SUPPLIED DATA:

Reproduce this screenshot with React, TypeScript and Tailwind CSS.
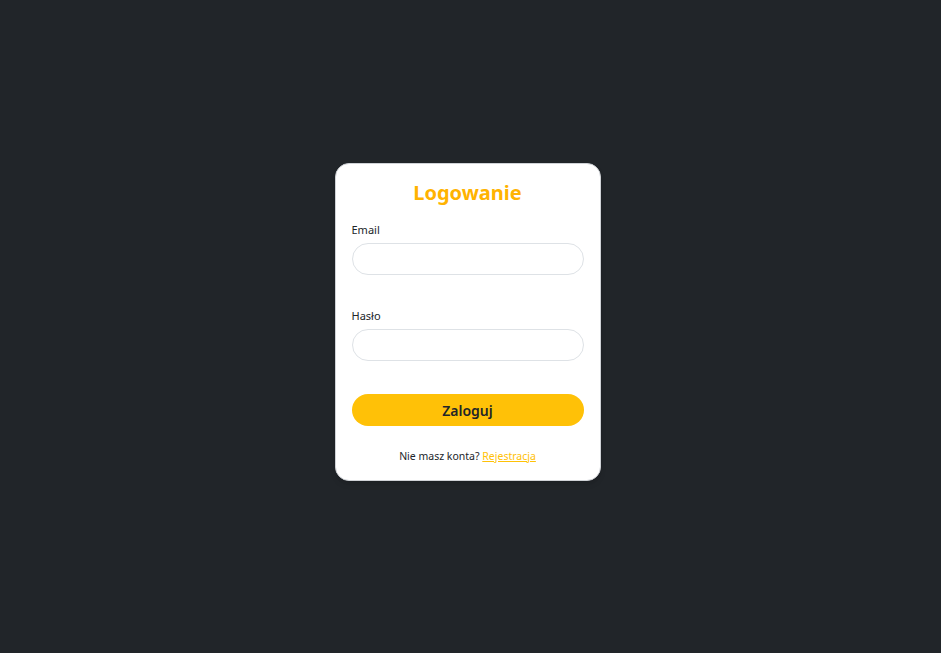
export default function App() {
  return (
    <div className="min-h-screen w-full bg-[#212529] flex items-center justify-center font-['Noto_Sans',sans-serif]">
      <div className="w-[266px] bg-white border border-[#cfd2d6] rounded-[14px] shadow-md px-4 pt-[14px] pb-4 -mt-[9px] mr-[6px]">
        <h1 className="text-center text-[20px] leading-[30px] font-bold text-[#ffb300]">Logowanie</h1>

        <form className="mt-[14px]" onSubmit={(e) => e.preventDefault()}>
          <label className="block text-[11px] leading-[16px] text-[#212529]">Email</label>
          <input
            type="email"
            className="mt-[5px] block w-full h-8 rounded-full border border-[#dee2e6] px-3 text-[13px] outline-none"
          />

          <label className="block mt-[33px] text-[11px] leading-[16px] text-[#212529]">Hasło</label>
          <input
            type="password"
            className="mt-[5px] block w-full h-8 rounded-full border border-[#dee2e6] px-3 text-[13px] outline-none"
          />

          <button
            type="submit"
            className="mt-[33px] w-full h-8 rounded-full bg-[#ffc107] text-[14px] font-semibold text-[#212529]"
          >
            Zaloguj
          </button>
        </form>

        <p className="mt-[22px] text-center text-[10.5px] leading-[16px] text-[#212529]">
          Nie masz konta?{' '}
          <a href="#" className="text-[#ffc107] underline">
            Rejestracja
          </a>
        </p>
      </div>
    </div>
  );
}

TASK DIRECTIONS: Copy the data word for word. Pictures do not go in the copy.

EXERCISE ANSWER:
Reproduce this screenshot with React, TypeScript and Tailwind CSS.
export default function App() {
  return (
    <div className="min-h-screen w-full bg-[#212529] flex items-center justify-center font-['Noto_Sans',sans-serif]">
      <div className="w-[266px] bg-white border border-[#cfd2d6] rounded-[14px] shadow-md px-4 pt-[14px] pb-4 -mt-[9px] mr-[6px]">
        <h1 className="text-center text-[20px] leading-[30px] font-bold text-[#ffb300]">Logowanie</h1>

        <form className="mt-[14px]" onSubmit={(e) => e.preventDefault()}>
          <label className="block text-[11px] leading-[16px] text-[#212529]">Email</label>
          <input
            type="email"
            className="mt-[5px] block w-full h-8 rounded-full border border-[#dee2e6] px-3 text-[13px] outline-none"
          />

          <label className="block mt-[33px] text-[11px] leading-[16px] text-[#212529]">Hasło</label>
          <input
            type="password"
            className="mt-[5px] block w-full h-8 rounded-full border border-[#dee2e6] px-3 text-[13px] outline-none"
          />

          <button
            type="submit"
            className="mt-[33px] w-full h-8 rounded-full bg-[#ffc107] text-[14px] font-semibold text-[#212529]"
          >
            Zaloguj
          </button>
        </form>

        <p className="mt-[22px] text-center text-[10.5px] leading-[16px] text-[#212529]">
          Nie masz konta?{' '}
          <a href="#" className="text-[#ffc107] underline">
            Rejestracja
          </a>
        </p>
      </div>
    </div>
  );
}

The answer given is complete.